What Makes Archtop Guitars Popular for Jazz Music?

Although jazz music can be played on various guitar types, the archtop guitar became synonymous with jazz due to its historical association with iconic jazz guitarists and its unique tonal qualities.

Unlike flat tops, archtops’ sound isn’t hindered by braces or bridges, allowing for enhanced volume and a distinctive punchy sound.

The curved body design further contributes to better projection and a warm, resonant tone, making it a perfect fit for the nuances of jazz music.

Jazz enthusiasts often opt for archtop or semi-hollow body guitars because of their warmer, jazzier sound, which perfectly complements the genre’s expressive nature.

Popular Archtop Guitars

If you’re considering getting your hands on an archtop guitar, here are some popular models worth exploring:

  • D’Angelico Premier EXL-1 Electric Guitar: D’Angelico Guitars has a long-standing reputation for producing top-quality instruments.
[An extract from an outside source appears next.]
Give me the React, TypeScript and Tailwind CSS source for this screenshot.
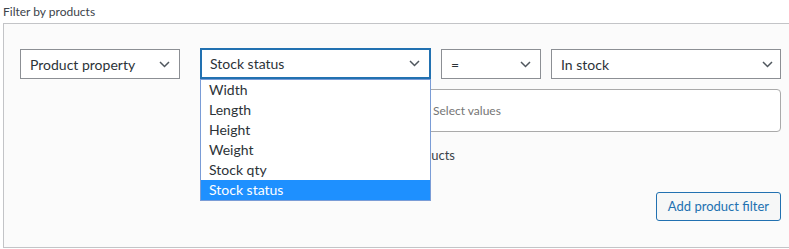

The Premier EXL-1 is a hollow-body electric guitar with a single cutaway, a rosewood fretboard, and a maple neck. Despite having a single pickup, it still delivers a punchy and warm sound ideal for jazz.
  • Gretsch G100CE Acoustic-Electric Guitar: Gretsch, a renowned guitar-producing company, offers the G100CE, an electric, hollow-body archtop guitar with vintage style and excellent playability. Its mellow tone makes it a perfect choice for jazz enthusiasts.
  • Eastman AR503CE Electric Archtop Guitar: Known for their quality handmade guitars, Eastman offers the AR503CE, an electric archtop guitar with a single-cutaway design and a deep, resonant, and articulate sound perfect for jazz lovers.


The archtop guitar holds a special place in the world of music, particularly in the realm of jazz. Its unique construction, warm and resonant tone, and historical significance have made it a favorite among musicians and enthusiasts alike.

Whether you’re a jazz enthusiast or just appreciate the beauty of a well-crafted instrument, the archtop guitar is a timeless classic that continues to captivate and inspire generations of musicians.